*Written task*
Give every line back verbatim, dropping all images.
+ + + +
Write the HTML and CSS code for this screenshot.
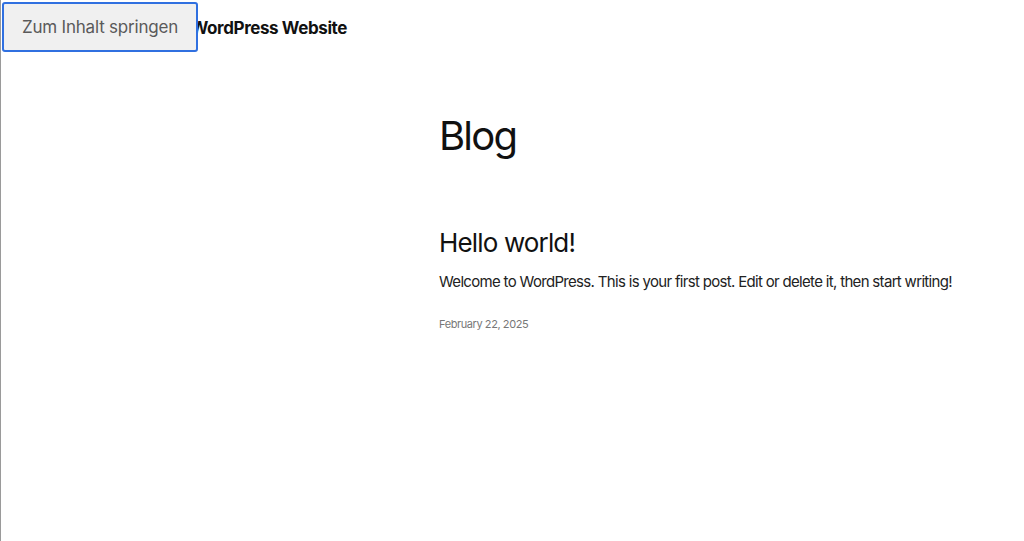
FILE: index.html
```html
<!DOCTYPE html>
<html lang="de">
<head>
<meta charset="utf-8">
<title>Blog – WordPress Website</title>
<link rel="stylesheet" href="styles.css">
</head>
<body>
<div class="page">
  <a class="skip-link" href="#content">Zum Inhalt springen</a>
  <header class="site-header">
    <a class="site-title" href="#">Meine WordPress Website</a>
  </header>
  <main class="main" id="content">
    <h1 class="page-title">Blog</h1>
    <article class="post">
      <h2 class="post-title">Hello world!</h2>
      <p class="post-excerpt">Welcome to WordPress. This is your first post. Edit or delete it, then start writing!</p>
      <div class="post-date">February 22, 2025</div>
    </article>
  </main>
</div>
</body>
</html>
```
FILE: styles.css
```css
html, body {
  margin: 0;
  padding: 0;
  background: #ffffff;
}
body {
  font-family: Inter, "Noto Sans", sans-serif;
  color: #111111;
}
.page {
  position: relative;
  min-height: 541px;
  border-left: 1px solid #9a9a9a;
  box-sizing: border-box;
}
.skip-link {
  position: absolute;
  left: 1px;
  top: 2px;
  width: 196px;
  height: 50px;
  box-sizing: border-box;
  border: 2px solid #3070e0;
  border-radius: 3px;
  background: #f0f0f0;
  color: #5a5a5a;
  font-size: 17px;
  font-weight: 400;
  letter-spacing: -0.2px;
  text-decoration: none;
  display: flex;
  align-items: center;
  justify-content: center;
  z-index: 10;
}
.site-header {
  height: 56px;
  display: flex;
  align-items: center;
  justify-content: flex-end;
  width: 346px;
}
.site-title {
  font-size: 17px;
  font-weight: 700;
  color: #111111;
  text-decoration: none;
  letter-spacing: -0.4px;
}
.main {
  padding-left: 438px;
  padding-top: 56px;
}
.page-title {
  margin: 0;
  font-size: 40px;
  font-weight: 400;
  line-height: 48px;
  letter-spacing: -1.8px;
}
.post {
  margin-top: 67px;
}
.post-title {
  margin: 0;
  font-size: 26px;
  font-weight: 400;
  line-height: 32px;
  letter-spacing: -0.85px;
}
.post-excerpt {
  margin: 12px 0 0;
  font-size: 15px;
  line-height: 22px;
  color: #222222;
  letter-spacing: -0.68px;
}
.post-date {
  margin-top: 23px;
  font-size: 11px;
  line-height: 16px;
  color: #777777;
  letter-spacing: -0.42px;
}
```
+ + + +
*The answer*
Write the HTML and CSS code for this screenshot.
FILE: index.html
```html
<!DOCTYPE html>
<html lang="de">
<head>
<meta charset="utf-8">
<title>Blog – WordPress Website</title>
<link rel="stylesheet" href="styles.css">
</head>
<body>
<div class="page">
  <a class="skip-link" href="#content">Zum Inhalt springen</a>
  <header class="site-header">
    <a class="site-title" href="#">Meine WordPress Website</a>
  </header>
  <main class="main" id="content">
    <h1 class="page-title">Blog</h1>
    <article class="post">
      <h2 class="post-title">Hello world!</h2>
      <p class="post-excerpt">Welcome to WordPress. This is your first post. Edit or delete it, then start writing!</p>
      <div class="post-date">February 22, 2025</div>
    </article>
  </main>
</div>
</body>
</html>
```
FILE: styles.css
```css
html, body {
  margin: 0;
  padding: 0;
  background: #ffffff;
}
body {
  font-family: Inter, "Noto Sans", sans-serif;
  color: #111111;
}
.page {
  position: relative;
  min-height: 541px;
  border-left: 1px solid #9a9a9a;
  box-sizing: border-box;
}
.skip-link {
  position: absolute;
  left: 1px;
  top: 2px;
  width: 196px;
  height: 50px;
  box-sizing: border-box;
  border: 2px solid #3070e0;
  border-radius: 3px;
  background: #f0f0f0;
  color: #5a5a5a;
  font-size: 17px;
  font-weight: 400;
  letter-spacing: -0.2px;
  text-decoration: none;
  display: flex;
  align-items: center;
  justify-content: center;
  z-index: 10;
}
.site-header {
  height: 56px;
  display: flex;
  align-items: center;
  justify-content: flex-end;
  width: 346px;
}
.site-title {
  font-size: 17px;
  font-weight: 700;
  color: #111111;
  text-decoration: none;
  letter-spacing: -0.4px;
}
.main {
  padding-left: 438px;
  padding-top: 56px;
}
.page-title {
  margin: 0;
  font-size: 40px;
  font-weight: 400;
  line-height: 48px;
  letter-spacing: -1.8px;
}
.post {
  margin-top: 67px;
}
.post-title {
  margin: 0;
  font-size: 26px;
  font-weight: 400;
  line-height: 32px;
  letter-spacing: -0.85px;
}
.post-excerpt {
  margin: 12px 0 0;
  font-size: 15px;
  line-height: 22px;
  color: #222222;
  letter-spacing: -0.68px;
}
.post-date {
  margin-top: 23px;
  font-size: 11px;
  line-height: 16px;
  color: #777777;
  letter-spacing: -0.42px;
}
```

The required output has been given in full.